Speaking at the Marrakech Film Festival, where he is serving on the jury, Michel Franco told Variety he will shoot his sixth feature, “The Dreams of a Few” (Lo que algunos soñaron), in April. His last pic, “April’s Daughter,” premiered last year in Un Certain Regard at Cannes, where it won the Special Jury Prize.
The Mexican director is renowned for his distinctive, somewhat austere filmmaking style, but says his new pic, which will be shot in Mexico with an all-Mexican cast, will mark an evolution in his style, although he will still use the same core crew of his previous films, including cinematographer, Yves Cape.
“It’s a bigger movie, with a bigger cast. It’s a bigger movie, production-wise. It’s not an intimate story as in my previous five films,” he said. “I guess the technique and narrative change when you’re following more characters. So it’ll be a change from my aesthetic and usual approach.”
Franco didn’t elaborate. “It’s not that I can’t say much more because I’m secretive; I’m finding out myself,” he added.
The project was presented in June in Paris, during the Franco-Mexican coproduction meeting organized by France’s CNC and Mexican Film Institute (Imcine), where producer Édgar San Juan described it as a near-future dystopia, revolving around the gulf between rich and poor in Mexico City.

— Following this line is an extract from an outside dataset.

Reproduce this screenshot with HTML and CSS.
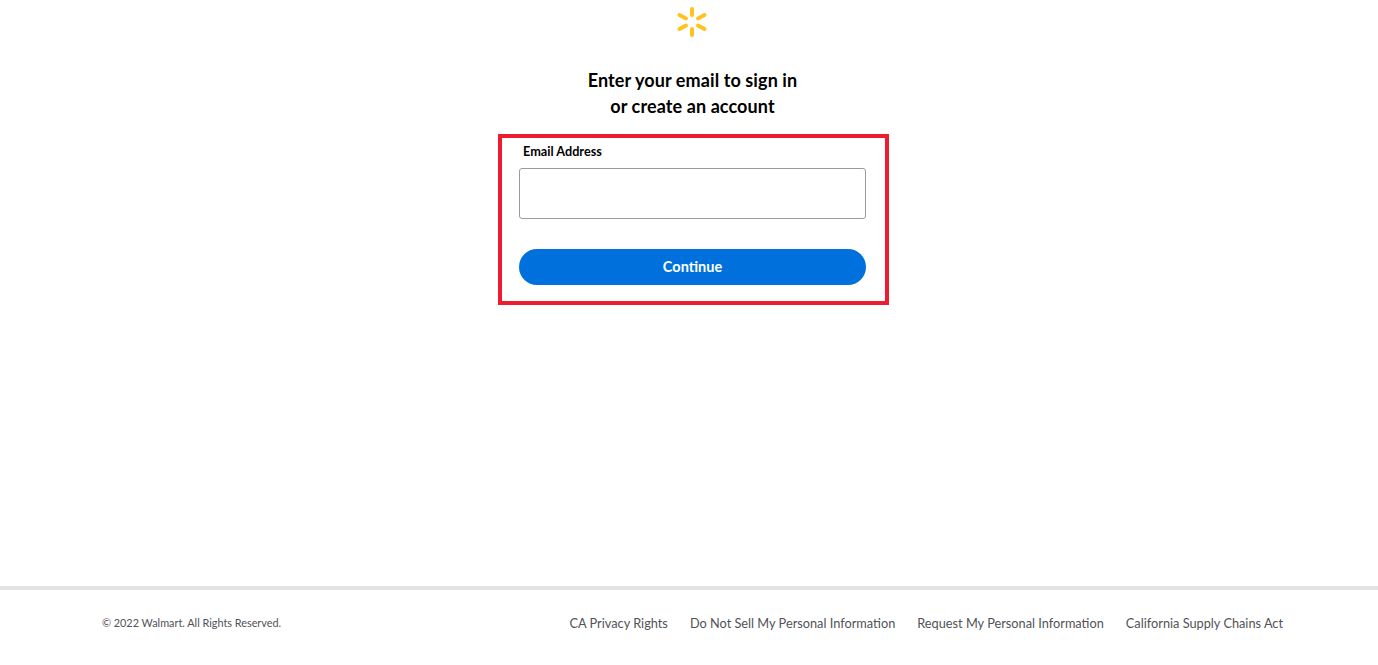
FILE: index.html
```html
<!DOCTYPE html>
<html lang="en">
<head>
    <meta charset="UTF-8">
    <meta name="viewport" content="width=device-width, initial-scale=1.0">
    <title>Sign in</title>
    <link rel="stylesheet" href="styles.css">
</head>
<body>
    <main class="content">
        <svg class="logo" width="32" height="32" viewBox="-16 -16 32 32" aria-label="Walmart">
            <g stroke="#ffc220" stroke-width="4" stroke-linecap="round">
                <line x1="0" y1="-13" x2="0" y2="-7"/>
                <line x1="0" y1="13" x2="0" y2="7"/>
                <line x1="-12.5" y1="-7" x2="-6" y2="-3.6"/>
                <line x1="12.5" y1="-7" x2="6" y2="-3.6"/>
                <line x1="-12.5" y1="7" x2="-6" y2="3.6"/>
                <line x1="12.5" y1="7" x2="6" y2="3.6"/>
            </g>
        </svg>
        <h1 class="title">Enter your email to sign in<br>or create an account</h1>
        <form class="signin">
            <label class="field-label" for="email">Email Address</label>
            <input class="field-input" type="text" id="email" name="email">
            <button class="continue" type="submit">Continue</button>
        </form>
    </main>
    <footer class="footer">
        <span class="copyright">© 2022 Walmart. All Rights Reserved.</span>
        <nav class="footer-links">
            <a href="#">CA Privacy Rights</a>
            <a href="#">Do Not Sell My Personal Information</a>
            <a href="#">Request My Personal Information</a>
            <a href="#">California Supply Chains Act</a>
        </nav>
    </footer>
</body>
</html>
```

FILE: styles.css
```css
* {
    box-sizing: border-box;
}
body {
    margin: 0;
    height: 665px;
    display: flex;
    flex-direction: column;
    background: #fff;
    font-family: Lato, "Liberation Sans", sans-serif;
    overflow: hidden;
}
.content {
    flex: 1;
    display: flex;
    flex-direction: column;
    align-items: center;
    padding-left: 7px;
}
.logo {
    display: block;
    margin: 6px 1px 0 0;
}
.title {
    margin: 29px 0 0;
    font-size: 18px;
    font-weight: 700;
    line-height: 26px;
    letter-spacing: 0.1px;
    text-align: center;
    color: #000;
}
.signin {
    width: 391px;
    height: 170.5px;
    margin: 15px 0 0 2px;
    padding: 5px 19px 0 17px;
    border: 4px solid #ed1c2e;
    display: flex;
    flex-direction: column;
}
.field-label {
    margin-left: 4px;
    font-size: 12.7px;
    font-weight: 700;
    line-height: 16px;
    color: #000;
}
.field-input {
    height: 51px;
    margin-top: 9px;
    border: 1px solid #9a9b9d;
    border-radius: 3px;
    background: #fff;
}
.continue {
    height: 36.5px;
    margin-top: 29.5px;
    border: none;
    border-radius: 19px;
    background: #0071dc;
    color: #fff;
    font-family: inherit;
    font-size: 14.5px;
    font-weight: 700;
}
.footer {
    height: 79px;
    border-top: 4px solid #e3e4e5;
    padding: 0 95px 10px 102px;
    display: flex;
    justify-content: space-between;
    align-items: center;
    color: #515256;
}
.copyright {
    font-size: 10.85px;
}
.footer-links {
    display: flex;
    gap: 22px;
}
.footer-links a {
    font-size: 12.75px;
    color: #515256;
    text-decoration: none;
}
```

Franco says that this evolution in his style is linked to the subject matter and the script. “I never impose a style. It’s not that I’m in search for popularity. I’m always looking to engage audiences. ‘Lucia’ got a pretty big audience and ‘April’s Daughter’ worked pretty well in France and Mexico. As on every occasion, I hope that this works. Even though some people may think I am shooting for festivals, I’m not at all. I’m looking for an audience.”
Franco says that he likes filming in Mexico, since his work is intimately related to his environment, which will once again be treated in the upcoming pic. “It’s not that I enjoy all the trouble we’re having. It’s a complex reality. But many other countries don’t have such an interesting film scene. Maybe things are more civilized there.”
In the new pic, he wants to focus on a story linked to the gulf between rich and poor in Mexico. “It’s no secret that Mexico is very poor. Twenty-five million people are starving, nobody talks about that. My new movie has to do with a number of matters that are not normally dealt with in cinema. It’s a good thing to do this and still be cinematic and try to find an audience,” he said.
“You don’t want to be patronizing towards the audience. We have to find the way of making our own cinema and not trying to apply a Hollywood formula. To me the most mediocre way of making films is within a formula.”
Visiting Morocco and Marrakech for the first time, Franco says he can relate to the country in two main ways – because of parallels in terms of the color and vibrancy of the culture, and because of his own roots.
“My whole background is mainly Syrian so I relate in certain ways. My grandparents came from Lebanon. Food at home is Lebanese. My mother curses in Arab when driving. I listened to Arab music when I was a kid. There’s a big Lebanese community in Mexico, in particular of Sephardic Jews.”
He says that he is impressed by the high standard and consistent quality of the 14 films in official competition and after the end of the festival says he will take a six-day tour of Morocco before resuming pre-production. “Even though I’m shooting in April, it’s good to get away and see things from a distance. And to watch all the movies I’m watching. It feeds my own purpose as well.”